# Advanced Dataframes

In this lesson we will continue working with pandas DataFrames, and explore some more complex DataFrame manipulations.

In [2]:
import pandas as pd
import numpy as np

np.random.seed(123)

In [5]:
# Create list of values for names column.

students = ['Sally', 'Jane', 'Suzie', 'Billy', 'Ada', 'John', 'Thomas',
            'Marie', 'Albert', 'Richard', 'Isaac', 'Alan']

# Randomly generate arrays of scores for each student for each subject.
# Note that all the values need to have the same length here.

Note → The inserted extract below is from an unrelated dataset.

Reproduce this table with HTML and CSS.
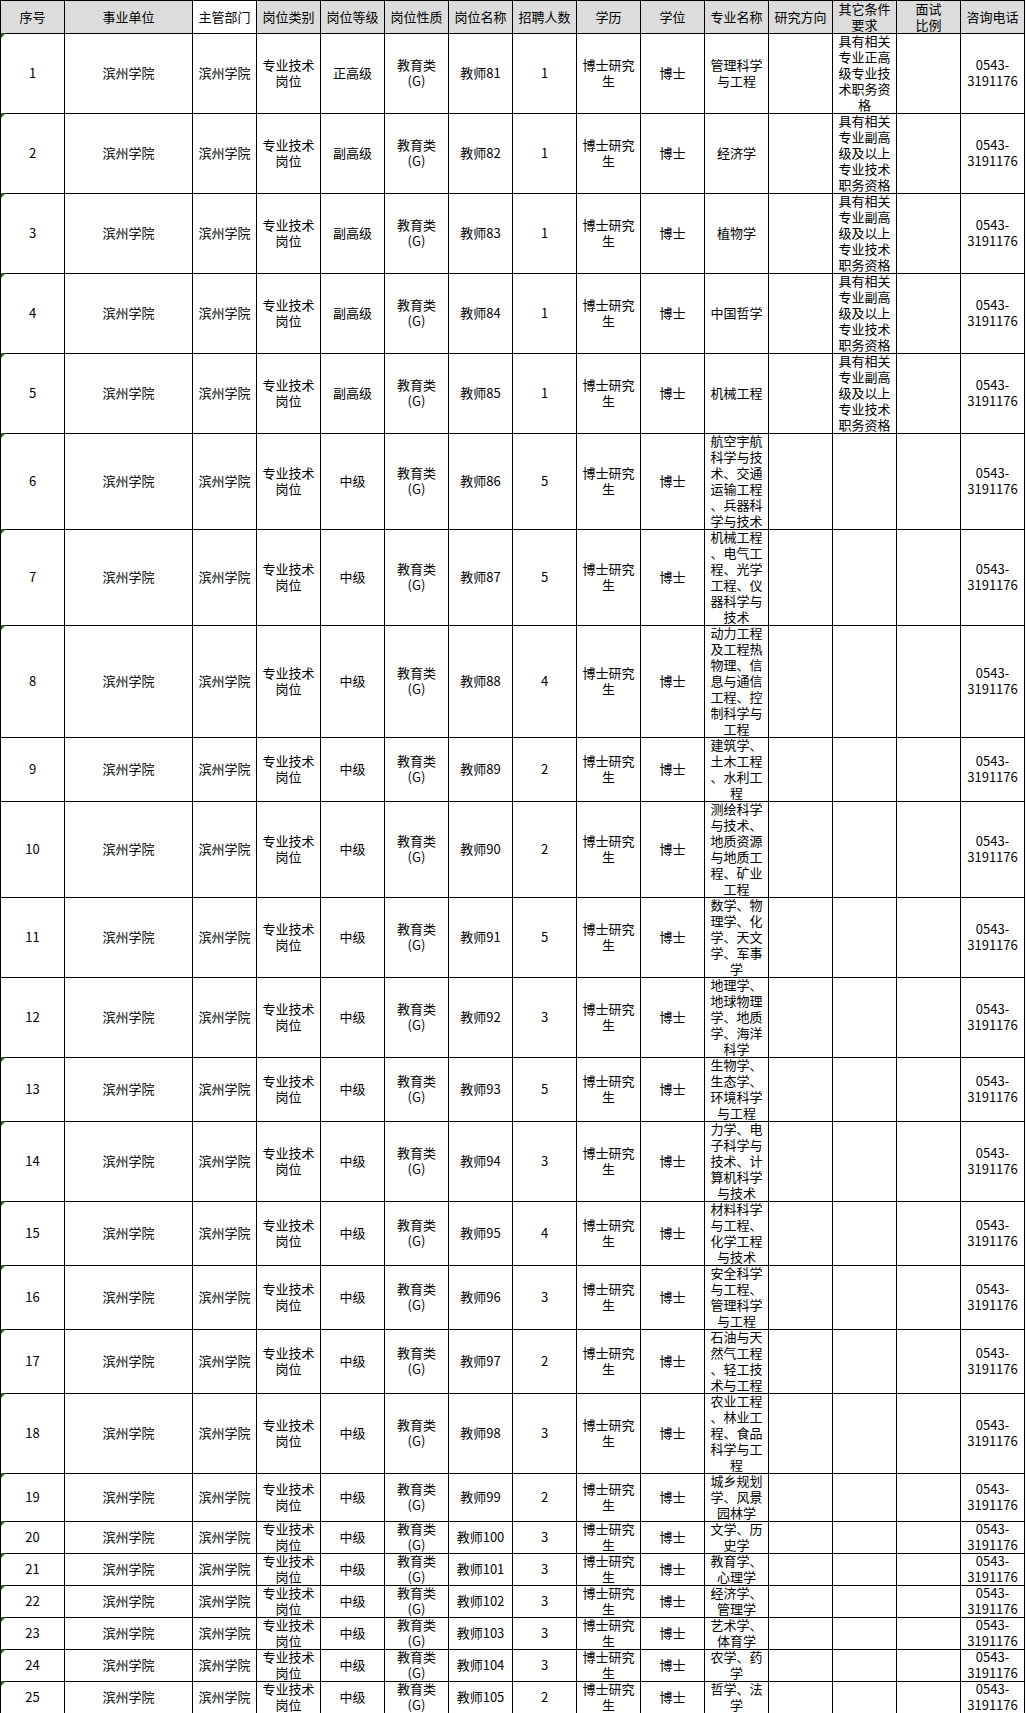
FILE: index.html
```html
<!DOCTYPE html>
<html lang="zh-CN">
<head>
<meta charset="utf-8">
<title>滨州学院 岗位表</title>
<link rel="stylesheet" href="styles.css">
</head>
<body>
<div class="sheet">
  <div class="row head h2">
    <div class="cell">序号</div>
    <div class="cell">事业单位</div>
    <div class="cell white">主管部门</div>
    <div class="cell">岗位类别</div>
    <div class="cell">岗位等级</div>
    <div class="cell">岗位性质</div>
    <div class="cell">岗位名称</div>
    <div class="cell">招聘人数</div>
    <div class="cell">学历</div>
    <div class="cell">学位</div>
    <div class="cell">专业名称</div>
    <div class="cell">研究方向</div>
    <div class="cell">其它条件<br>要求</div>
    <div class="cell">面试<br>比例</div>
    <div class="cell">咨询电话</div>
  </div>

  <div class="row h5">
    <div class="cell mark">1</div><div class="cell">滨州学院</div><div class="cell">滨州学院</div><div class="cell">专业技术<br>岗位</div><div class="cell">正高级</div><div class="cell">教育类<br>(G)</div><div class="cell">教师81</div><div class="cell">1</div><div class="cell">博士研究<br>生</div><div class="cell">博士</div><div class="cell">管理科学<br>与工程</div><div class="cell"></div><div class="cell">具有相关<br>专业正高<br>级专业技<br>术职务资<br>格</div><div class="cell"></div><div class="cell">0543-<br>3191176</div>
  </div>
  <div class="row h5">
    <div class="cell mark">2</div><div class="cell">滨州学院</div><div class="cell">滨州学院</div><div class="cell">专业技术<br>岗位</div><div class="cell">副高级</div><div class="cell">教育类<br>(G)</div><div class="cell">教师82</div><div class="cell">1</div><div class="cell">博士研究<br>生</div><div class="cell">博士</div><div class="cell">经济学</div><div class="cell"></div><div class="cell">具有相关<br>专业副高<br>级及以上<br>专业技术<br>职务资格</div><div class="cell"></div><div class="cell">0543-<br>3191176</div>
  </div>
  <div class="row h5">
    <div class="cell mark">3</div><div class="cell">滨州学院</div><div class="cell">滨州学院</div><div class="cell">专业技术<br>岗位</div><div class="cell">副高级</div><div class="cell">教育类<br>(G)</div><div class="cell">教师83</div><div class="cell">1</div><div class="cell">博士研究<br>生</div><div class="cell">博士</div><div class="cell">植物学</div><div class="cell"></div><div class="cell">具有相关<br>专业副高<br>级及以上<br>专业技术<br>职务资格</div><div class="cell"></div><div class="cell">0543-<br>3191176</div>
  </div>
  <div class="row h5">
    <div class="cell mark">4</div><div class="cell">滨州学院</div><div class="cell">滨州学院</div><div class="cell">专业技术<br>岗位</div><div class="cell">副高级</div><div class="cell">教育类<br>(G)</div><div class="cell">教师84</div><div class="cell">1</div><div class="cell">博士研究<br>生</div><div class="cell">博士</div><div class="cell">中国哲学</div><div class="cell"></div><div class="cell">具有相关<br>专业副高<br>级及以上<br>专业技术<br>职务资格</div><div class="cell"></div><div class="cell">0543-<br>3191176</div>
  </div>
  <div class="row h5">
    <div class="cell mark">5</div><div class="cell">滨州学院</div><div class="cell">滨州学院</div><div class="cell">专业技术<br>岗位</div><div class="cell">副高级</div><div class="cell">教育类<br>(G)</div><div class="cell">教师85</div><div class="cell">1</div><div class="cell">博士研究<br>生</div><div class="cell">博士</div><div class="cell">机械工程</div><div class="cell"></div><div class="cell">具有相关<br>专业副高<br>级及以上<br>专业技术<br>职务资格</div><div class="cell"></div><div class="cell">0543-<br>3191176</div>
  </div>
  <div class="row h6">
    <div class="cell mark">6</div><div class="cell">滨州学院</div><div class="cell">滨州学院</div><div class="cell">专业技术<br>岗位</div><div class="cell">中级</div><div class="cell">教育类<br>(G)</div><div class="cell">教师86</div><div class="cell">5</div><div class="cell">博士研究<br>生</div><div class="cell">博士</div><div class="cell">航空宇航<br>科学与技<br>术、交通<br>运输工程<br>、兵器科<br>学与技术</div><div class="cell"></div><div class="cell"></div><div class="cell"></div><div class="cell">0543-<br>3191176</div>
  </div>
  <div class="row h6">
    <div class="cell mark">7</div><div class="cell">滨州学院</div><div class="cell">滨州学院</div><div class="cell">专业技术<br>岗位</div><div class="cell">中级</div><div class="cell">教育类<br>(G)</div><div class="cell">教师87</div><div class="cell">5</div><div class="cell">博士研究<br>生</div><div class="cell">博士</div><div class="cell">机械工程<br>、电气工<br>程、光学<br>工程、仪<br>器科学与<br>技术</div><div class="cell"></div><div class="cell"></div><div class="cell"></div><div class="cell">0543-<br>3191176</div>
  </div>
  <div class="row h7">
    <div class="cell mark">8</div><div class="cell">滨州学院</div><div class="cell">滨州学院</div><div class="cell">专业技术<br>岗位</div><div class="cell">中级</div><div class="cell">教育类<br>(G)</div><div class="cell">教师88</div><div class="cell">4</div><div class="cell">博士研究<br>生</div><div class="cell">博士</div><div class="cell">动力工程<br>及工程热<br>物理、信<br>息与通信<br>工程、控<br>制科学与<br>工程</div><div class="cell"></div><div class="cell"></div><div class="cell"></div><div class="cell">0543-<br>3191176</div>
  </div>
  <div class="row h4">
    <div class="cell">9</div><div class="cell">滨州学院</div><div class="cell">滨州学院</div><div class="cell">专业技术<br>岗位</div><div class="cell">中级</div><div class="cell">教育类<br>(G)</div><div class="cell">教师89</div><div class="cell">2</div><div class="cell">博士研究<br>生</div><div class="cell">博士</div><div class="cell">建筑学、<br>土木工程<br>、水利工<br>程</div><div class="cell"></div><div class="cell"></div><div class="cell"></div><div class="cell">0543-<br>3191176</div>
  </div>
  <div class="row h6">
    <div class="cell">10</div><div class="cell">滨州学院</div><div class="cell">滨州学院</div><div class="cell">专业技术<br>岗位</div><div class="cell">中级</div><div class="cell">教育类<br>(G)</div><div class="cell">教师90</div><div class="cell">2</div><div class="cell">博士研究<br>生</div><div class="cell">博士</div><div class="cell">测绘科学<br>与技术、<br>地质资源<br>与地质工<br>程、矿业<br>工程</div><div class="cell"></div><div class="cell"></div><div class="cell"></div><div class="cell">0543-<br>3191176</div>
  </div>
  <div class="row h5">
    <div class="cell">11</div><div class="cell">滨州学院</div><div class="cell">滨州学院</div><div class="cell">专业技术<br>岗位</div><div class="cell">中级</div><div class="cell">教育类<br>(G)</div><div class="cell">教师91</div><div class="cell">5</div><div class="cell">博士研究<br>生</div><div class="cell">博士</div><div class="cell">数学、物<br>理学、化<br>学、天文<br>学、军事<br>学</div><div class="cell"></div><div class="cell"></div><div class="cell"></div><div class="cell">0543-<br>3191176</div>
  </div>
  <div class="row h5">
    <div class="cell">12</div><div class="cell">滨州学院</div><div class="cell">滨州学院</div><div class="cell">专业技术<br>岗位</div><div class="cell">中级</div><div class="cell">教育类<br>(G)</div><div class="cell">教师92</div><div class="cell">3</div><div class="cell">博士研究<br>生</div><div class="cell">博士</div><div class="cell">地理学、<br>地球物理<br>学、地质<br>学、海洋<br>科学</div><div class="cell"></div><div class="cell"></div><div class="cell"></div><div class="cell">0543-<br>3191176</div>
  </div>
  <div class="row h4">
    <div class="cell mark">13</div><div class="cell">滨州学院</div><div class="cell">滨州学院</div><div class="cell">专业技术<br>岗位</div><div class="cell">中级</div><div class="cell">教育类<br>(G)</div><div class="cell">教师93</div><div class="cell">5</div><div class="cell">博士研究<br>生</div><div class="cell">博士</div><div class="cell">生物学、<br>生态学、<br>环境科学<br>与工程</div><div class="cell"></div><div class="cell"></div><div class="cell"></div><div class="cell">0543-<br>3191176</div>
  </div>
  <div class="row h5">
    <div class="cell mark">14</div><div class="cell">滨州学院</div><div class="cell">滨州学院</div><div class="cell">专业技术<br>岗位</div><div class="cell">中级</div><div class="cell">教育类<br>(G)</div><div class="cell">教师94</div><div class="cell">3</div><div class="cell">博士研究<br>生</div><div class="cell">博士</div><div class="cell">力学、电<br>子科学与<br>技术、计<br>算机科学<br>与技术</div><div class="cell"></div><div class="cell"></div><div class="cell"></div><div class="cell">0543-<br>3191176</div>
  </div>
  <div class="row h4">
    <div class="cell mark">15</div><div class="cell">滨州学院</div><div class="cell">滨州学院</div><div class="cell">专业技术<br>岗位</div><div class="cell">中级</div><div class="cell">教育类<br>(G)</div><div class="cell">教师95</div><div class="cell">4</div><div class="cell">博士研究<br>生</div><div class="cell">博士</div><div class="cell">材料科学<br>与工程、<br>化学工程<br>与技术</div><div class="cell"></div><div class="cell"></div><div class="cell"></div><div class="cell">0543-<br>3191176</div>
  </div>
  <div class="row h4">
    <div class="cell mark">16</div><div class="cell">滨州学院</div><div class="cell">滨州学院</div><div class="cell">专业技术<br>岗位</div><div class="cell">中级</div><div class="cell">教育类<br>(G)</div><div class="cell">教师96</div><div class="cell">3</div><div class="cell">博士研究<br>生</div><div class="cell">博士</div><div class="cell">安全科学<br>与工程、<br>管理科学<br>与工程</div><div class="cell"></div><div class="cell"></div><div class="cell"></div><div class="cell">0543-<br>3191176</div>
  </div>
  <div class="row h4">
    <div class="cell mark">17</div><div class="cell">滨州学院</div><div class="cell">滨州学院</div><div class="cell">专业技术<br>岗位</div><div class="cell">中级</div><div class="cell">教育类<br>(G)</div><div class="cell">教师97</div><div class="cell">2</div><div class="cell">博士研究<br>生</div><div class="cell">博士</div><div class="cell">石油与天<br>然气工程<br>、轻工技<br>术与工程</div><div class="cell"></div><div class="cell"></div><div class="cell"></div><div class="cell">0543-<br>3191176</div>
  </div>
  <div class="row h5">
    <div class="cell mark">18</div><div class="cell">滨州学院</div><div class="cell">滨州学院</div><div class="cell">专业技术<br>岗位</div><div class="cell">中级</div><div class="cell">教育类<br>(G)</div><div class="cell">教师98</div><div class="cell">3</div><div class="cell">博士研究<br>生</div><div class="cell">博士</div><div class="cell">农业工程<br>、林业工<br>程、食品<br>科学与工<br>程</div><div class="cell"></div><div class="cell"></div><div class="cell"></div><div class="cell">0543-<br>3191176</div>
  </div>
  <div class="row h3">
    <div class="cell mark">19</div><div class="cell">滨州学院</div><div class="cell">滨州学院</div><div class="cell">专业技术<br>岗位</div><div class="cell">中级</div><div class="cell">教育类<br>(G)</div><div class="cell">教师99</div><div class="cell">2</div><div class="cell">博士研究<br>生</div><div class="cell">博士</div><div class="cell">城乡规划<br>学、风景<br>园林学</div><div class="cell"></div><div class="cell"></div><div class="cell"></div><div class="cell">0543-<br>3191176</div>
  </div>
  <div class="row h2">
    <div class="cell mark">20</div><div class="cell">滨州学院</div><div class="cell">滨州学院</div><div class="cell">专业技术<br>岗位</div><div class="cell">中级</div><div class="cell">教育类<br>(G)</div><div class="cell">教师100</div><div class="cell">3</div><div class="cell">博士研究<br>生</div><div class="cell">博士</div><div class="cell">文学、历<br>史学</div><div class="cell"></div><div class="cell"></div><div class="cell"></div><div class="cell">0543-<br>3191176</div>
  </div>
  <div class="row h2">
    <div class="cell mark">21</div><div class="cell">滨州学院</div><div class="cell">滨州学院</div><div class="cell">专业技术<br>岗位</div><div class="cell">中级</div><div class="cell">教育类<br>(G)</div><div class="cell">教师101</div><div class="cell">3</div><div class="cell">博士研究<br>生</div><div class="cell">博士</div><div class="cell">教育学、<br>心理学</div><div class="cell"></div><div class="cell"></div><div class="cell"></div><div class="cell">0543-<br>3191176</div>
  </div>
  <div class="row h2">
    <div class="cell mark">22</div><div class="cell">滨州学院</div><div class="cell">滨州学院</div><div class="cell">专业技术<br>岗位</div><div class="cell">中级</div><div class="cell">教育类<br>(G)</div><div class="cell">教师102</div><div class="cell">3</div><div class="cell">博士研究<br>生</div><div class="cell">博士</div><div class="cell">经济学、<br>管理学</div><div class="cell"></div><div class="cell"></div><div class="cell"></div><div class="cell">0543-<br>3191176</div>
  </div>
  <div class="row h2">
    <div class="cell mark">23</div><div class="cell">滨州学院</div><div class="cell">滨州学院</div><div class="cell">专业技术<br>岗位</div><div class="cell">中级</div><div class="cell">教育类<br>(G)</div><div class="cell">教师103</div><div class="cell">3</div><div class="cell">博士研究<br>生</div><div class="cell">博士</div><div class="cell">艺术学、<br>体育学</div><div class="cell"></div><div class="cell"></div><div class="cell"></div><div class="cell">0543-<br>3191176</div>
  </div>
  <div class="row h2">
    <div class="cell mark">24</div><div class="cell">滨州学院</div><div class="cell">滨州学院</div><div class="cell">专业技术<br>岗位</div><div class="cell">中级</div><div class="cell">教育类<br>(G)</div><div class="cell">教师104</div><div class="cell">3</div><div class="cell">博士研究<br>生</div><div class="cell">博士</div><div class="cell">农学、药<br>学</div><div class="cell"></div><div class="cell"></div><div class="cell"></div><div class="cell">0543-<br>3191176</div>
  </div>
  <div class="row h2">
    <div class="cell mark">25</div><div class="cell">滨州学院</div><div class="cell">滨州学院</div><div class="cell">专业技术<br>岗位</div><div class="cell">中级</div><div class="cell">教育类<br>(G)</div><div class="cell">教师105</div><div class="cell">2</div><div class="cell">博士研究<br>生</div><div class="cell">博士</div><div class="cell">哲学、法<br>学</div><div class="cell"></div><div class="cell"></div><div class="cell"></div><div class="cell">0543-<br>3191176</div>
  </div>
</div>
</body>
</html>
```

FILE: styles.css
```css
html, body {
  margin: 0;
  padding: 0;
  background: #ffffff;
}

body {
  font-family: "Noto Sans CJK SC", "Noto Sans", sans-serif;
  font-size: 13px;
  color: #000000;
}

.sheet {
  width: max-content;
  border-left: 1px solid #000000;
  border-top: 1px solid #000000;
}

.row {
  display: grid;
  grid-template-columns: 64px 128px repeat(13, 64px);
}

.h2 { height: 32px; }
.h3 { height: 48px; }
.h4 { height: 64px; }
.h5 { height: 80px; }
.h6 { height: 96px; }
.h7 { height: 112px; }

.cell {
  position: relative;
  box-sizing: border-box;
  border-right: 1px solid #000000;
  border-bottom: 1px solid #000000;
  display: flex;
  align-items: center;
  justify-content: center;
  text-align: center;
  line-height: 16px;
  white-space: nowrap;
  overflow: visible;
}

.head .cell {
  background: #dcdcdc;
}

.head .cell.white {
  background: #ffffff;
}

.mark::before {
  content: "";
  position: absolute;
  left: 0;
  top: 0;
  width: 0;
  height: 0;
  border-top: 5px solid #2f5f2f;
  border-right: 5px solid transparent;
}
```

math_grades = np.random.randint(low=60, high=100, size=len(students))
english_grades = np.random.randint(low=60, high=100, size=len(students))
reading_grades = np.random.randint(low=60, high=100, size=len(students))
# reference the students varibles

In [6]:
# Construct the DataFrame using the above lists and arrays.
# passing a dictionary into pandas, constructed from the previous arrays
# np.random.choice, allows to randomly pick from given choices

df = pd.DataFrame({'name': students,
                   'math': math_grades,
                   'english': english_grades,
                   'reading': reading_grades,
                   'classroom': np.random.choice(['A', 'B'], len(students))})

In [7]:
df

Unnamed: 0,name,math,english,reading,classroom
0,Sally,62,85,80,A
1,Jane,88,79,67,B
2,Suzie,94,74,95,A
3,Billy,98,96,88,B
4,Ada,77,92,98,A
5,John,79,76,93,B
6,Thomas,82,64,81,A
7,Marie,93,63,90,A
8,Albert,92,62,87,A
9,Richard,69,80,94,A


## Creating Dataframes

### From Lists and Dictionaries

There are several ways to create dataframes, we've already seen how we can create a dataframe from a dictionary:

In [5]:
# you cant do anything here because it is not saved to a variable
pd.DataFrame({'A': [1, 2, 3], 'B': [4, 5, 6]})

Unnamed: 0,A,B
0,1,4
1,2,5
2,3,6


The keys in the passed dictionary will be the column names, and the values are the data points that make up each column.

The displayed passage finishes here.